Regarding economic credibility, it is fair to say that Stormont’s relationship with the Treasury has been getting increasingly rocky in recent years. It is not surprising when the background music is the Executive’s bungling of RHI and the Finance Minister is a leading member of a party which put the UK’s subvention at perhaps as little as £2.7 billion. Put simply, Stormont’s regard for efficiency and economic facts is found wanting. The Executive could remedy this by quickly establishing a fiscal council, which has already missed its deadline, to report on the Executive’s spending proposals and finances. Simon Hoare, the Northern Ireland Select Committee Chair, is right to say that the Executive will “go into argue with the Treasury for extra funds with one hand tied behind their back” if they don’t follow through on this basic commitment. Given the economic forecasts, they cannot build this goodwill up soon enough.

With COVID and an election looming, Conor Murphy has understandably ruled out increasing the regional rate for 2021-22, but that iron Executive party consensus is going to come under pressure with the predicted budget strains. COVID adds an extra spanner in the works as the Executive will have to get creative to free up enough funds to aid and target the recovery. The days are long gone since Stormont’s old talk of cutting corporation tax to 12.5%.

While COVID has made it difficult to plan – to the extent that even the Treasury has signed up to a one-year budget in many areas as it contends with COVID – the Executive has a long record of short-termism on budgets. The last multi-year budget was set way back in 2011, which is quite a contrast to the long-term thinking of the Scottish Government as its budget runs until 2026 in some areas. Multi-year budgets provide the stability to plan on public sector reform and capital programmes; a strategic lens to target specific industries, projects and people who have been most impacted by the pandemic; and the space to address long-running issues such as skills shortages and the crisis in mental health. One of the few advantages of the devolved system in Northern Ireland is how it enables the Assembly to – theoretically – be fleet of foot, while still prioritising local needs, in situations such as implementing an economic strategy for the COVID recovery. While the elected Executive parties haven’t been much use in doing so to date, that potential hasn’t gone away, you know.

As I have suggested, COVID and the 2022 election could change the calculation there in marrying and aligning a Programme for Government with funding allocations and a multi-year budget. The silo mentality of the Executive’s Departments, the political system and the baked in tension of a multi-party Executive makes a Scottish level of coordination and planning fanciful, but — if we take it as written that Stormont will stay standing — there’s little reason that the Executive can’t use the remainder of this mandate to do serious work on a PFG and lay the groundwork for more effective governance in the next mandate.

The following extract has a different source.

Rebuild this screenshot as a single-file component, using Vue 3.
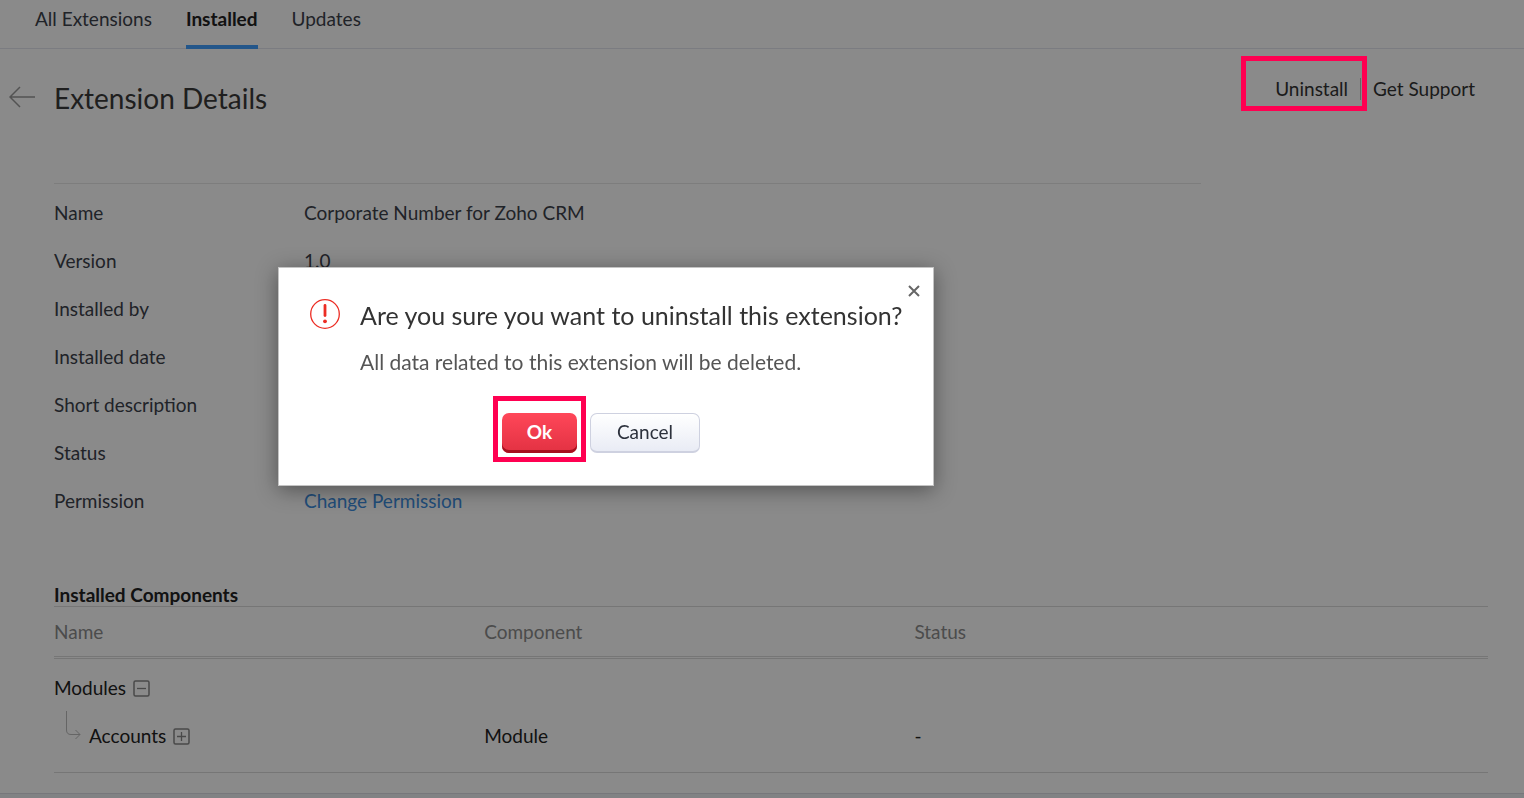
<template>
  <div class="page">
    <main class="panel">
      <!-- Tabs -->
      <nav class="tabs">
        <a
          v-for="tab in tabs"
          :key="tab"
          href="#"
          class="tab"
          :class="{ active: tab === activeTab }"
          @click.prevent="activeTab = tab"
        >{{ tab }}</a>
      </nav>

      <!-- Page header -->
      <header class="page-header">
        <a href="#" class="back" aria-label="Back">
          <svg width="26" height="22" viewBox="0 0 26 22" fill="none" stroke="currentColor" stroke-width="1.5">
            <path d="M26 11H1M11 1L1 11l10 10"></path>
          </svg>
        </a>
        <h1>Extension Details</h1>
        <div class="actions">
          <a href="#" class="action uninstall">Uninstall<span class="highlight"></span></a>
          <a href="#" class="action">Get Support</a>
        </div>
      </header>

      <div class="content">
        <dl class="details">
          <div v-for="item in details" :key="item.label" class="detail-row">
            <dt>{{ item.label }}</dt>
            <dd>
              <a v-if="item.link" href="#">{{ item.value }}</a>
              <template v-else>{{ item.value }}</template>
            </dd>
          </div>
        </dl>

        <h2>Installed Components</h2>
        <table class="components">
          <thead>
            <tr>
              <th>Name</th>
              <th>Component</th>
              <th>Status</th>
            </tr>
          </thead>
          <tbody>
            <tr>
              <td colspan="3">
                <div class="cell">
                  Modules
                  <button class="toggle" aria-label="Collapse Modules">
                    <svg width="17" height="17" viewBox="0 0 17 17" fill="none" stroke="currentColor">
                      <rect x="1" y="1" width="15" height="15" rx="1.5" stroke-width="1.5"></rect>
                      <path d="M4 8.5h9" stroke-width="1.3"></path>
                    </svg>
                  </button>
                </div>
              </td>
            </tr>
            <tr>
              <td>
                <div class="cell child">
                  <svg class="branch" width="16" height="30" viewBox="0 0 16 30" fill="none" stroke="currentColor">
                    <path d="M1.5 0v19q0 4.5 4.5 4.5h9M10.5 19l4.5 4.500-4.500 4.500"></path>
                  </svg>
                  Accounts
                  <button class="toggle" aria-label="Expand Accounts">
                    <svg width="17" height="17" viewBox="0 0 17 17" fill="none" stroke="currentColor">
                      <rect x="1" y="1" width="15" height="15" rx="1.5" stroke-width="1.5"></rect>
                      <path d="M4 8.5h9M8.5 4v9" stroke-width="1.3"></path>
                    </svg>
                  </button>
                </div>
              </td>
              <td>Module</td>
              <td>-</td>
            </tr>
          </tbody>
        </table>
      </div>
    </main>

    <div class="overlay"></div>

    <!-- Confirmation dialog -->
    <div class="dialog" role="alertdialog" aria-labelledby="dialog-title" aria-describedby="dialog-text">
      <button class="close" aria-label="Close">
        <svg width="12" height="12" viewBox="0 0 12 12" fill="none" stroke="currentColor" stroke-width="2">
          <path d="M1 1l10 10M11 1L1 11"></path>
        </svg>
      </button>
      <div class="dialog-body">
        <svg class="alert" width="30" height="30" viewBox="0 0 30 30" fill="none" stroke="currentColor">
          <circle cx="15" cy="15" r="14.3" stroke-width="1.3"></circle>
          <path d="M15 6.5v10" stroke-width="2.8" stroke-linecap="round"></path>
          <circle cx="15" cy="22.3" r="1.9" fill="currentColor" stroke="none"></circle>
        </svg>
        <div>
          <h3 id="dialog-title">Are you sure you want to uninstall this extension?</h3>
          <p id="dialog-text">All data related to this extension will be deleted.</p>
        </div>
      </div>
      <div class="dialog-buttons">
        <button class="btn btn-danger">Ok<span class="highlight"></span></button>
        <button class="btn">Cancel</button>
      </div>
    </div>
  </div>
</template>

<script setup>
import { ref } from 'vue'

const tabs = ['All Extensions', 'Installed', 'Updates']
const activeTab = ref('Installed')

const details = [
  { label: 'Name', value: 'Corporate Number for Zoho CRM' },
  { label: 'Version', value: '1.0' },
  { label: 'Installed by', value: '' },
  { label: 'Installed date', value: '' },
  { label: 'Short description', value: '' },
  { label: 'Status', value: '' },
  { label: 'Permission', value: 'Change Permission', link: true }
]
</script>

<style>
body {
  background: #eff0f4;
}
</style>

<style scoped>
.page {
  font-family: Lato, "Liberation Sans", sans-serif;
  font-size: 19px;
  line-height: 24px;
  color: #3c414b;
}

.panel {
  background: #fff;
  border-bottom: 1px solid #dcdde4;
}

a {
  color: inherit;
  text-decoration: none;
}

button {
  font: inherit;
  cursor: pointer;
}

/* Tabs */
.tabs {
  display: flex;
  gap: 34px;
  height: 48px;
  padding-left: 35px;
  border-bottom: 1px solid #e4e5ee;
}

.tab {
  height: 38px;
  padding-top: 7px;
}

.tab.active {
  color: #222;
  font-weight: 700;
  border-bottom: 4px solid #419fff;
  border-radius: 3px 3px 0 0;
}

/* Header */
.page-header {
  display: flex;
  align-items: flex-start;
  height: 104px;
  margin-bottom: 30px;
  padding: 29px 49px 0 9px;
  box-sizing: border-box;
}

.back {
  width: 45px;
  padding-top: 8px;
  color: #999;
}

.back svg {
  display: block;
}

h1 {
  margin: 0;
  font-size: 28px;
  line-height: 40px;
  font-weight: 400;
  color: #3a3a3a;
}

.actions {
  display: flex;
  margin-left: auto;
}

.action {
  position: relative;
  line-height: 22px;
  color: #333;
}

.action + .action {
  margin-left: 12px;
  padding-left: 12px;
  border-left: 1px solid #bbb;
}

.highlight {
  position: absolute;
  z-index: 20;
  box-sizing: border-box;
  border: 5px solid #ff0051;
  pointer-events: none;
}

.uninstall .highlight {
  inset: -22px -19px -11px -34px;
}

/* Details */
.content {
  padding: 0 36px 20px 54px;
}

.details {
  width: 80%;
  margin: 0 0 58px;
  padding-top: 5px;
  border-top: 1px solid #e8e8e8;
}

.detail-row {
  display: flex;
  line-height: 48px;
  min-height: 48px;
}

dt {
  width: 250px;
}

dd {
  margin: 0;
}

dd a {
  color: #3d8ee0;
}

/* Components */
h2 {
  margin: 0;
  font-size: 19px;
  line-height: 23px;
  font-weight: 700;
  color: #222;
}

.components {
  width: 100%;
  table-layout: fixed;
  border-collapse: separate;
  border-spacing: 0;
  border-top: 1px solid #dadada;
  border-bottom: 1px solid #dadada;
  color: #222;
}

th,
td {
  padding: 0;
  text-align: left;
}

th {
  width: 30%;
  height: 49px;
  font-weight: 400;
  color: #8c8c8c;
  border-bottom: 3px double #dadada;
}

th:last-child {
  width: 40%;
}

td {
  height: 48px;
}

tbody tr:first-child td {
  padding-top: 5px;
}

tbody tr:last-child td {
  padding-bottom: 12px;
}

.cell {
  display: flex;
  align-items: center;
  gap: 7px;
}

.child {
  position: relative;
  padding-left: 35px;
}

.branch {
  position: absolute;
  left: 11px;
  top: -13px;
  color: #bbb;
}

.toggle {
  padding: 0;
  border: 0;
  background: none;
  color: #888;
}

.toggle svg {
  display: block;
}

/* Dialog */
.overlay {
  position: fixed;
  inset: 0;
  z-index: 10;
  background: rgba(0, 0, 0, 0.46);
}

.dialog {
  position: absolute;
  top: 267px;
  left: 278px;
  z-index: 15;
  box-sizing: border-box;
  width: 656px;
  padding: 31px 31px 32px;
  background: #fff;
  border: 1px solid #c4c4c4;
  box-shadow: 0 4px 20px rgba(0, 0, 0, 0.4);
}

.close {
  position: absolute;
  top: 17px;
  right: 13px;
  padding: 0;
  border: 0;
  background: none;
  color: #666;
}

.close svg {
  display: block;
}

.dialog-body {
  display: flex;
  gap: 20px;
}

.alert {
  flex-shrink: 0;
  color: #ec2d24;
}

h3 {
  margin: 0;
  font-size: 25px;
  line-height: 32px;
  font-weight: 400;
  color: #333;
  white-space: nowrap;
}

.dialog-body p {
  margin: 17px 0 0;
  font-size: 21px;
  line-height: 28px;
  color: #555;
}

.dialog-buttons {
  display: flex;
  gap: 13px;
  margin: 37px 0 0 192px;
}

.btn {
  position: relative;
  box-sizing: border-box;
  width: 110px;
  height: 40px;
  padding: 0 0 2px;
  color: #2c313c;
  border: 1px solid #ced1e0;
  border-bottom-width: 2px;
  border-radius: 7px;
  background: linear-gradient(#fff, #e9ecf5);
}

.btn-danger {
  width: 75px;
  color: #fff;
  font-weight: 700;
  border: 0;
  background: linear-gradient(#ff4759, #e23142);
  box-shadow: inset 0 -3px 0 #a60f1e;
}

.btn-danger .highlight {
  inset: -17px -9px -9px;
}
</style>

Insofar as the ‘make Northern Ireland work’ mantra goes, these are just some steps that the Executive could take over the coming years. To that extent, these forecasts, along with the election, present something of an opportunity to get off the Stormont conveyor belt of ducking difficult issues and prioritising short-term electoral considerations. It may be that a ‘make Northern Ireland work’ prioritisation is what makes so many in my generation drift towards Alliance; we’ll have to wait until next year to see. All I know is that with each year that passes, it will become ever clearer that we can ill afford not to adopt that mantra.